There have been a lot of challenges when it comes to the Indigenous relationship to this country,” says J.P. Gladu, president of the CCAB. “There’s still quite a bit of racism, and we need the ability to bring together Indigenous people, a safe place to learn together and grow together is really important.” Gladu says that once more Canadians start to realize the importance of Indigenous business  – he says there are 40,000 of them, contributing about $12 billion to the economy annually – there is a greater chance that Indigenous and non-Indigenous people can co-operate economically as equals.

A keystone of that will be a proposed business incubator as part of the business district.

The CCAB already has what it calls TFAB – Tools and financing for Aboriginal business – which include a set of guidelines for Aboriginal and non-Aboriginal entrepreneurs and partners about meeting the challenges specific to Indigenous start-ups. The chief one, he says, is a common lack of assets enforced by the Indian Act, which does not allow Indigenous people living on reservations to own land or their own houses, the very things that form the basis of so many enterprise-starting loans for non-Indigenous entrepreneurs. TFAB will form part of the bedrock of the proposed incubator.

But more important still, Gladu says, is the role the Indigenous business district will play in fostering the formation of partnerships between Indigenous and non-Indigenous business people.

The major stumbling block, Gladu says, to this sort of financial co-operation has been acknowledging and addressing the lack of trust that has built up over centuries, engendered by broken treaties, residential schools and such ambivalent legislation as the Indian Act.

When you go into a community, you have to be going in without an agenda,” Gladu says. “Building relationships, spending time. Treat it like you treat your marriage. You don’t meet the girl or boy of your dreams and jump right in. You’ve got to learn about each other’s value. People underestimate the amount of time it takes to build those meaningful relationships before you can go and do business together.
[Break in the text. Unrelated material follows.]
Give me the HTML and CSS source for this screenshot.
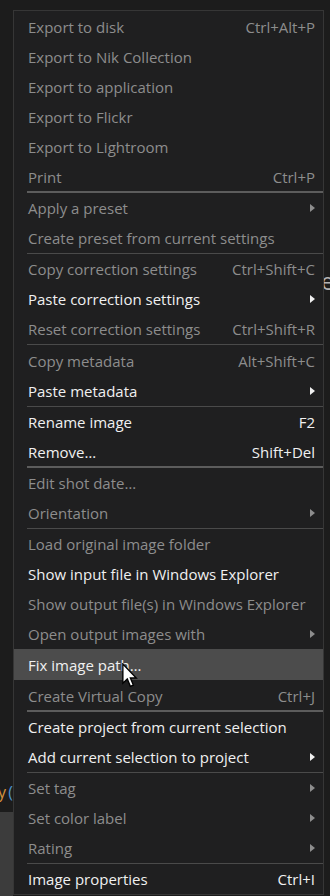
FILE: index.html
```html
<!DOCTYPE html>
<html lang="en">
<head>
    <meta charset="UTF-8">
    <meta name="viewport" content="width=device-width, initial-scale=1.0">
    <title>Context Menu</title>
    <link rel="stylesheet" href="styles.css">
</head>

<body>
    <div class="side-left">
        <div class="code-line"><span class="kw">y</span> <span class="paren">(</span></div>
        <div class="panel-gray"></div>
    </div>

    <div class="menu">
        <div class="item off"><span>Export to disk</span><span class="key">Ctrl+Alt+P</span></div>
        <div class="item off"><span>Export to Nik Collection</span></div>
        <div class="item off"><span>Export to application</span></div>
        <div class="item off"><span>Export to Flickr</span></div>
        <div class="item off"><span>Export to Lightroom</span></div>
        <div class="item off"><span>Print</span><span class="key">Ctrl+P</span></div>
        <div class="sep thick"></div>
        <div class="item off"><span>Apply a preset</span><span class="arrow"></span></div>
        <div class="item off"><span>Create preset from current settings</span></div>
        <div class="sep"></div>
        <div class="item off"><span>Copy correction settings</span><span class="key">Ctrl+Shift+C</span></div>
        <div class="item"><span>Paste correction settings</span><span class="arrow"></span></div>
        <div class="item off"><span>Reset correction settings</span><span class="key">Ctrl+Shift+R</span></div>
        <div class="sep gap"></div>
        <div class="item off"><span>Copy metadata</span><span class="key">Alt+Shift+C</span></div>
        <div class="item"><span>Paste metadata</span><span class="arrow"></span></div>
        <div class="sep"></div>
        <div class="item"><span>Rename image</span><span class="key">F2</span></div>
        <div class="item"><span>Remove…</span><span class="key">Shift+Del</span></div>
        <div class="sep thick"></div>
        <div class="item off"><span>Edit shot date…</span></div>
        <div class="item off"><span>Orientation</span><span class="arrow"></span></div>
        <div class="sep"></div>
        <div class="item off"><span>Load original image folder</span></div>
        <div class="item"><span>Show input file in Windows Explorer</span></div>
        <div class="item off"><span>Show output file(s) in Windows Explorer</span></div>
        <div class="item off"><span>Open output images with</span><span class="arrow"></span></div>
        <div class="item hover">
            <span>Fix image path…</span>
            <svg class="cursor" width="16" height="25" viewBox="0 0 13 20">
                <path d="M0.7 0.7 V16.2 L4.3 12.8 L6.8 18.8 L9.2 17.8 L6.8 12 H11.6 Z" fill="#fff" stroke="#000" stroke-width="1.1" stroke-linejoin="miter"/>
            </svg>
        </div>
        <div class="item off after-hover"><span>Create Virtual Copy</span><span class="key">Ctrl+J</span></div>
        <div class="sep thick"></div>
        <div class="item"><span>Create project from current selection</span></div>
        <div class="item"><span>Add current selection to project</span><span class="arrow"></span></div>
        <div class="sep"></div>
        <div class="item off"><span>Set tag</span><span class="arrow"></span></div>
        <div class="item off"><span>Set color label</span><span class="arrow"></span></div>
        <div class="item off"><span>Rating</span><span class="arrow"></span></div>
        <div class="sep"></div>
        <div class="item"><span>Image properties</span><span class="key">Ctrl+I</span></div>
    </div>

    <div class="side-right">
        <div class="peek">e</div>
    </div>
</body>
</html>
```

FILE: styles.css
```css
body {
    margin: 0;
    height: 896px;
    overflow: hidden;
    background: #1c1c1c;
    display: flex;
    align-items: flex-start;
    font-family: "Open Sans", "Noto Sans", sans-serif;
    font-size: 15px;
}

/* bits of the app behind the menu */
.side-left {
    width: 13px;
    height: 896px;
    display: flex;
    flex-direction: column;
    overflow: hidden;
}

.code-line {
    margin-top: 782px;
    height: 30px;
    margin-left: -2px;
    white-space: nowrap;
    font-size: 16px;
    line-height: 20px;
    letter-spacing: -1px;
}

.kw {
    color: #d7923f;
}

.paren {
    color: #4e94ce;
}

.panel-gray {
    flex: 1;
    background: #3c3c3c;
}

.side-right {
    width: 6px;
    height: 896px;
    overflow: hidden;
}

.peek {
    margin-top: 266px;
    margin-left: -3px;
    color: #b4b4b4;
    font-size: 23px;
    line-height: 30px;
}

/* the context menu */
.menu {
    margin-top: 10px;
    width: 309px;
    border: 1px solid #363636;
    background: #1f1f20;
    padding: 1px 0 0;
}

.item {
    height: 30px;
    display: flex;
    align-items: center;
    justify-content: space-between;
    padding: 0 8px 0 14px;
    color: #f0f0f0;
    white-space: nowrap;
    position: relative;
}

.item.off {
    color: #8d8d8d;
}

.item.hover {
    height: 31px;
    background: #4c4c4c;
}

.item.after-hover {
    margin-top: 1px;
}

.arrow {
    width: 0;
    height: 0;
    border-top: 4.5px solid transparent;
    border-bottom: 4.5px solid transparent;
    border-left: 5px solid #f0f0f0;
}

.item.off .arrow {
    border-left-color: #8d8d8d;
}

.sep {
    height: 1px;
    margin-left: 13px;
    background: #4a4a4a;
}

.sep.gap {
    margin-bottom: 1px;
}

.sep.thick {
    height: 2px;
    margin-top: -1px;
    background: #5c5c5c;
}

.cursor {
    position: absolute;
    left: 108px;
    top: 14px;
}
```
Gladu says the very existence of the business district, it’s street presence and role as a hub for Indigenous business in the nation’s commercial capital, will go a long way towards addressing these issues.

Councillor Wong-Tam, who says Mayor John Tory is fully behind the project (though the property is still not officially committed), figures initial architectural drawings should be available by the end of the year, and the project should be complete within five years.